Irak parlamento temsilcisinin bu sözleri, gerçekte Irak milleti ve bölge milletlerine yönelik bir uyanma mesajıdır. Bu mesajın içeriği ise Amerikalıların kritik ve hassas zamanlarda ortaklarını bile tek başına bırakıp kaçacağıdır. Amerika ortaklarına sırf paralı asker olarak bakıyor. Ne Cumhuriyetçiler ve ne Demokratlar bu açıdan hiçbir farkı yoktur. Bu yüzden Amerikalılar sırf ulusal çıkarları doğrultusunda yakın ortaklığa falan bakmadan herkesi paralı asker ve araç olarak görüyorlar. Bu yüzden bölge rejimleri özellikle de Arap rejimleri Amerika'nın ortaklarına karşı sergilediği tavırlardan ibret almalı ve siyasetlerini düzenlemeliler. Aslında Washington hiçbir zaman güvenilecek bir taraf olmamıştır. Nitekim müttefik rejimlerini Mısır ve Tunus'ta 2011 yılında gelişmeler sırasında tek başına bıraktı. Eninde sonunda Amerika bölgedeki diğer gerici Arap ülkeleri de kriz döneminde terk edecektir. Bu yüzden Arap ülkeleri liderleri bu gerçeği kavrayarak gerçekçi bir bakış edinerek Müslüman ülkeler ile ortaklıklar kurmalı ve bölge ötesinde dayanak güç aramaktan vaz geçmeliler. Bu açıdan Siyonist Rejim İsrail ile ilişkilerini normalleştirmek için koşa koşa hareket eden kimi rejimler Washington'un tam da kriz dönemlerinde ortaklarını ve müttefiklerini tek başına bırakacağını bilmelidir. Bir yandan da zaten Siyonist Rejim güvenilmez bir taraftır ve Arap ülkeleri ile diplomatik ilişkiler kurmaktan amacı da tek taraflı olarak çıkarlarını sağlamak ve bölge milletleri ve ülkelerini küresel Siyonizm hedeflerinin gerçekleşmesi uğrunda suistimal etmektir. Buna ilaveten bu tür ilişkiler bölge rejimleri için bir sonucu da olmayacaktır. Nitekim Ürdün ve Mısır da şimdiye kadar Telaviv ile barış anlaşmaları imzalamalarına rağmen hep elleri boş dönmüşlerdir.

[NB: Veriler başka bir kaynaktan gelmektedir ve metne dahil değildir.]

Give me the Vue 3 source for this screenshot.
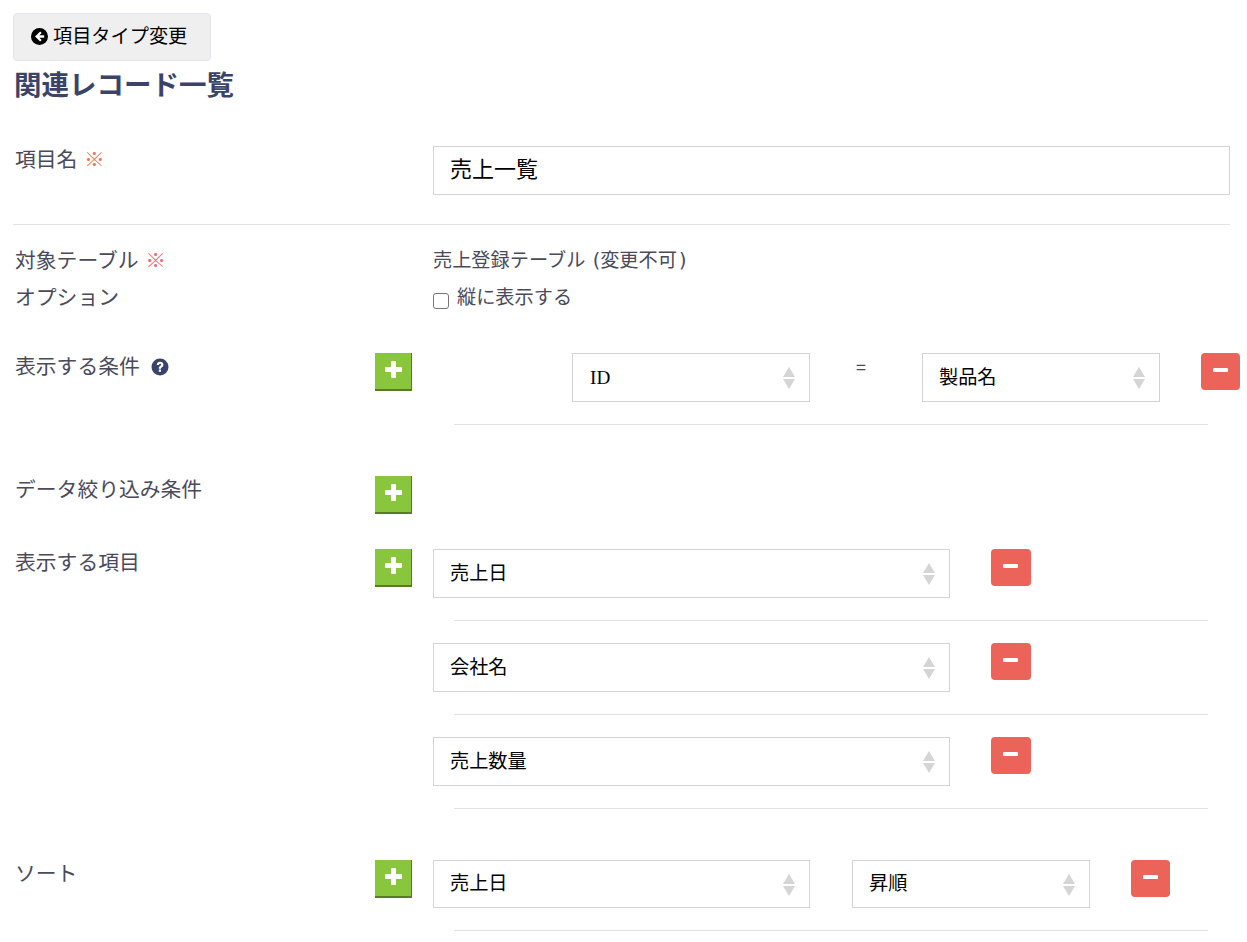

Bu yüzden bölge hükümetleri, grupları ve şahsiyetleri Amerika'nın destekleme yönündeki aldatıcı girişimlerine ve içi boş sözleri ve vaatlerine güvenmemeliler. Tam tersi Amerika'ya güvenmek ve onların bölgesel siyasetlerine yaslamanın sonuçlarından ibret çıkarmalılar. Bu bağlamda mevcutta Amerika'nın yanında gezinen bölge rejimleri Müslüman ülkelere yönelik tutumlarını değiştirmeli ve özellikle de Direniş Eksenine yeni bir bakış açısından bakmalılar. Sonuçta Eşref Gani ve Suriye Kürtlerinin akıbetinden ders çıkarmalılar. Amerika bu tür ortaklarını hep tek başına bırakmış ve onları krizler ile kapışırken seyretmekle yetinmiştir. Bu yüzden Afganistan krizi bir kez daha Amerika'nın ne kadar hain ve kalleş olduğunu gösterdi. Bu arada en büyük ders alan ülkeler de bölgedeki gerici Arap ülkeleri olmalıdırlar.